> _What is being asked_:
Give the listing again character for character, but drop the images.

> _Material_:
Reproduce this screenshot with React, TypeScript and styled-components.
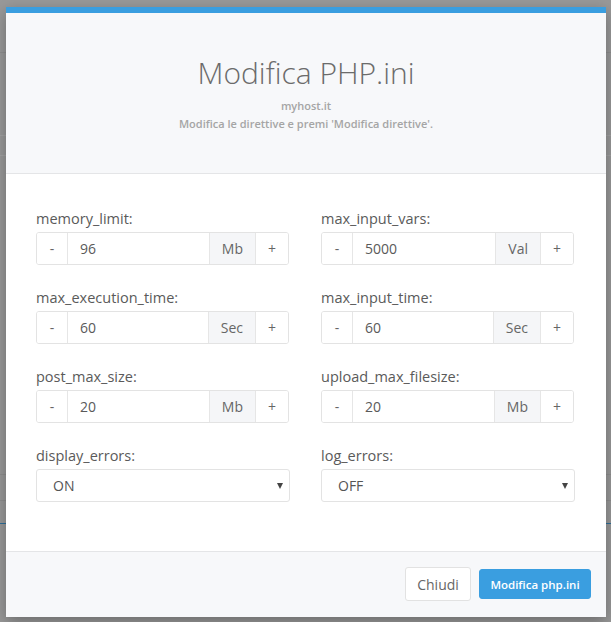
import React from "react";
import styled, { createGlobalStyle } from "styled-components";

const GlobalStyle = createGlobalStyle`
  html, body { margin: 0; padding: 0; }
  body {
    background: #999;
    font-family: "Open Sans", "Liberation Sans", sans-serif;
  }
  * { box-sizing: border-box; }
`;

const Backdrop = styled.div`
  min-height: 622px;
  padding: 7px 0 0 6px;
  background:
    linear-gradient(#8f8f8f, #8f8f8f) 0 52px / 100% 1px no-repeat,
    linear-gradient(#a3a3a3, #a3a3a3) 0 135px / 100% 1px no-repeat,
    linear-gradient(#a3a3a3, #a3a3a3) 0 155px / 100% 1px no-repeat,
    linear-gradient(#8f8f8f, #8f8f8f) 0 474px / 100% 1px no-repeat,
    linear-gradient(#8f8f8f, #8f8f8f) 0 500px / 100% 1px no-repeat,
    linear-gradient(#2f6f9a, #2f6f9a) 0 523px / 100% 1px no-repeat,
    #999;
`;

const Modal = styled.div`
  width: 600px;
  background: #fff;
  border-top: 6px solid #3a9ee0;
  box-shadow: 0 5px 15px rgba(0, 0, 0, 0.3);
`;

const Header = styled.div`
  background: #f7f8fa;
  border-bottom: 1px solid #e4e5e7;
  padding: 43px 0 40px;
  text-align: center;
`;

const Title = styled.h3`
  margin: 0 0 8px;
  font-size: 30px;
  font-weight: 300;
  line-height: 33px;
  color: #6b6b6b;
`;

const Sub = styled.div`
  font-size: 11px;
  font-weight: 600;
  line-height: 18px;
  color: #a5a5a5;
`;

const Body = styled.div`
  padding: 35px 32px 49px 30px;
  display: grid;
  grid-template-columns: 253px 253px;
  column-gap: 32px;
  row-gap: 23px;
`;

const Field = styled.div`
  display: flex;
  flex-direction: column;
`;

const Label = styled.label`
  font-size: 14.5px;
  line-height: 20px;
  color: #5a5a5a;
  margin-bottom: 3px;
`;

const Group = styled.div`
  display: flex;
  height: 33px;
  border: 1px solid #e3e3e3;
  border-radius: 3px;
  overflow: hidden;
  font-size: 14px;
  color: #666;
`;

const Addon = styled.div<{ $w?: number; $shade?: boolean }>`
  flex: 0 0 auto;
  width: ${(p) => (p.$w ? `${p.$w}px` : "auto")};
  padding: ${(p) => (p.$w ? "0" : "0 12px")};
  display: flex;
  align-items: center;
  justify-content: center;
  background: ${(p) => (p.$shade ? "#f5f6f8" : "#fff")};
  border-left: 1px solid #e6e6e6;
  &:first-child { border-left: none; }
`;

const Value = styled.div`
  flex: 1;
  display: flex;
  align-items: center;
  padding-left: 12px;
  border-left: 1px solid #e6e6e6;
  color: #5a5a5a;
`;

const SelectBox = styled.div`
  position: relative;
  height: 33px;
  width: 254px;
  border: 1px solid #e3e3e3;
  border-radius: 3px;
  display: flex;
  align-items: center;
  padding-left: 16px;
  font-size: 14px;
  color: #555;
  background: #fff;
`;

const Arrow = styled.span`
  position: absolute;
  right: 6px;
  top: 13px;
  width: 0;
  height: 0;
  border-left: 3.5px solid transparent;
  border-right: 3.5px solid transparent;
  border-top: 6px solid #444;
`;

const Footer = styled.div`
  background: #f7f8fa;
  border-top: 1px solid #e4e5e7;
  padding: 15px 15px 16px;
  display: flex;
  justify-content: flex-end;
  align-items: center;
  gap: 8px;
`;

const Button = styled.button<{ $primary?: boolean }>`
  font-family: "Open Sans", "Liberation Sans", sans-serif;
  border-radius: 3px;
  cursor: pointer;
  ${(p) =>
    p.$primary
      ? `
    height: 30px;
    width: 112px;
    background: #3a9ee0;
    border: 1px solid #3a9ee0;
    color: #fff;
    font-size: 11.5px;
    font-weight: 600;
  `
      : `
    height: 34px;
    width: 66px;
    background: #fff;
    border: 1px solid #e2e2e2;
    color: #666;
    font-size: 14px;
    font-weight: 400;
  `}
`;

type Num = { kind: "num"; name: string; value: string; unit: string };
type Sel = { kind: "sel"; name: string; value: string };

const fields: (Num | Sel)[] = [
  { kind: "num", name: "memory_limit", value: "96", unit: "Mb" },
  { kind: "num", name: "max_input_vars", value: "5000", unit: "Val" },
  { kind: "num", name: "max_execution_time", value: "60", unit: "Sec" },
  { kind: "num", name: "max_input_time", value: "60", unit: "Sec" },
  { kind: "num", name: "post_max_size", value: "20", unit: "Mb" },
  { kind: "num", name: "upload_max_filesize", value: "20", unit: "Mb" },
  { kind: "sel", name: "display_errors", value: "ON" },
  { kind: "sel", name: "log_errors", value: "OFF" },
];

export default function App() {
  return (
    <>
      <GlobalStyle />
      <Backdrop>
        <Modal>
          <Header>
            <Title>Modifica PHP.ini</Title>
            <Sub>myhost.it</Sub>
            <Sub>Modifica le direttive e premi 'Modifica direttive'.</Sub>
          </Header>
          <Body>
            {fields.map((f) => (
              <Field key={f.name}>
                <Label>{f.name}:</Label>
                {f.kind === "num" ? (
                  <Group>
                    <Addon $w={30}>-</Addon>
                    <Value>{f.value}</Value>
                    <Addon $shade>{f.unit}</Addon>
                    <Addon $w={33}>+</Addon>
                  </Group>
                ) : (
                  <SelectBox>
                    {f.value}
                    <Arrow />
                  </SelectBox>
                )}
              </Field>
            ))}
          </Body>
          <Footer>
            <Button>Chiudi</Button>
            <Button $primary>Modifica php.ini</Button>
          </Footer>
        </Modal>
      </Backdrop>
    </>
  );
}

> _Solved problem_:
Reproduce this screenshot with React, TypeScript and styled-components.
import React from "react";
import styled, { createGlobalStyle } from "styled-components";

const GlobalStyle = createGlobalStyle`
  html, body { margin: 0; padding: 0; }
  body {
    background: #999;
    font-family: "Open Sans", "Liberation Sans", sans-serif;
  }
  * { box-sizing: border-box; }
`;

const Backdrop = styled.div`
  min-height: 622px;
  padding: 7px 0 0 6px;
  background:
    linear-gradient(#8f8f8f, #8f8f8f) 0 52px / 100% 1px no-repeat,
    linear-gradient(#a3a3a3, #a3a3a3) 0 135px / 100% 1px no-repeat,
    linear-gradient(#a3a3a3, #a3a3a3) 0 155px / 100% 1px no-repeat,
    linear-gradient(#8f8f8f, #8f8f8f) 0 474px / 100% 1px no-repeat,
    linear-gradient(#8f8f8f, #8f8f8f) 0 500px / 100% 1px no-repeat,
    linear-gradient(#2f6f9a, #2f6f9a) 0 523px / 100% 1px no-repeat,
    #999;
`;

const Modal = styled.div`
  width: 600px;
  background: #fff;
  border-top: 6px solid #3a9ee0;
  box-shadow: 0 5px 15px rgba(0, 0, 0, 0.3);
`;

const Header = styled.div`
  background: #f7f8fa;
  border-bottom: 1px solid #e4e5e7;
  padding: 43px 0 40px;
  text-align: center;
`;

const Title = styled.h3`
  margin: 0 0 8px;
  font-size: 30px;
  font-weight: 300;
  line-height: 33px;
  color: #6b6b6b;
`;

const Sub = styled.div`
  font-size: 11px;
  font-weight: 600;
  line-height: 18px;
  color: #a5a5a5;
`;

const Body = styled.div`
  padding: 35px 32px 49px 30px;
  display: grid;
  grid-template-columns: 253px 253px;
  column-gap: 32px;
  row-gap: 23px;
`;

const Field = styled.div`
  display: flex;
  flex-direction: column;
`;

const Label = styled.label`
  font-size: 14.5px;
  line-height: 20px;
  color: #5a5a5a;
  margin-bottom: 3px;
`;

const Group = styled.div`
  display: flex;
  height: 33px;
  border: 1px solid #e3e3e3;
  border-radius: 3px;
  overflow: hidden;
  font-size: 14px;
  color: #666;
`;

const Addon = styled.div<{ $w?: number; $shade?: boolean }>`
  flex: 0 0 auto;
  width: ${(p) => (p.$w ? `${p.$w}px` : "auto")};
  padding: ${(p) => (p.$w ? "0" : "0 12px")};
  display: flex;
  align-items: center;
  justify-content: center;
  background: ${(p) => (p.$shade ? "#f5f6f8" : "#fff")};
  border-left: 1px solid #e6e6e6;
  &:first-child { border-left: none; }
`;

const Value = styled.div`
  flex: 1;
  display: flex;
  align-items: center;
  padding-left: 12px;
  border-left: 1px solid #e6e6e6;
  color: #5a5a5a;
`;

const SelectBox = styled.div`
  position: relative;
  height: 33px;
  width: 254px;
  border: 1px solid #e3e3e3;
  border-radius: 3px;
  display: flex;
  align-items: center;
  padding-left: 16px;
  font-size: 14px;
  color: #555;
  background: #fff;
`;

const Arrow = styled.span`
  position: absolute;
  right: 6px;
  top: 13px;
  width: 0;
  height: 0;
  border-left: 3.5px solid transparent;
  border-right: 3.5px solid transparent;
  border-top: 6px solid #444;
`;

const Footer = styled.div`
  background: #f7f8fa;
  border-top: 1px solid #e4e5e7;
  padding: 15px 15px 16px;
  display: flex;
  justify-content: flex-end;
  align-items: center;
  gap: 8px;
`;

const Button = styled.button<{ $primary?: boolean }>`
  font-family: "Open Sans", "Liberation Sans", sans-serif;
  border-radius: 3px;
  cursor: pointer;
  ${(p) =>
    p.$primary
      ? `
    height: 30px;
    width: 112px;
    background: #3a9ee0;
    border: 1px solid #3a9ee0;
    color: #fff;
    font-size: 11.5px;
    font-weight: 600;
  `
      : `
    height: 34px;
    width: 66px;
    background: #fff;
    border: 1px solid #e2e2e2;
    color: #666;
    font-size: 14px;
    font-weight: 400;
  `}
`;

type Num = { kind: "num"; name: string; value: string; unit: string };
type Sel = { kind: "sel"; name: string; value: string };

const fields: (Num | Sel)[] = [
  { kind: "num", name: "memory_limit", value: "96", unit: "Mb" },
  { kind: "num", name: "max_input_vars", value: "5000", unit: "Val" },
  { kind: "num", name: "max_execution_time", value: "60", unit: "Sec" },
  { kind: "num", name: "max_input_time", value: "60", unit: "Sec" },
  { kind: "num", name: "post_max_size", value: "20", unit: "Mb" },
  { kind: "num", name: "upload_max_filesize", value: "20", unit: "Mb" },
  { kind: "sel", name: "display_errors", value: "ON" },
  { kind: "sel", name: "log_errors", value: "OFF" },
];

export default function App() {
  return (
    <>
      <GlobalStyle />
      <Backdrop>
        <Modal>
          <Header>
            <Title>Modifica PHP.ini</Title>
            <Sub>myhost.it</Sub>
            <Sub>Modifica le direttive e premi 'Modifica direttive'.</Sub>
          </Header>
          <Body>
            {fields.map((f) => (
              <Field key={f.name}>
                <Label>{f.name}:</Label>
                {f.kind === "num" ? (
                  <Group>
                    <Addon $w={30}>-</Addon>
                    <Value>{f.value}</Value>
                    <Addon $shade>{f.unit}</Addon>
                    <Addon $w={33}>+</Addon>
                  </Group>
                ) : (
                  <SelectBox>
                    {f.value}
                    <Arrow />
                  </SelectBox>
                )}
              </Field>
            ))}
          </Body>
          <Footer>
            <Button>Chiudi</Button>
            <Button $primary>Modifica php.ini</Button>
          </Footer>
        </Modal>
      </Backdrop>
    </>
  );
}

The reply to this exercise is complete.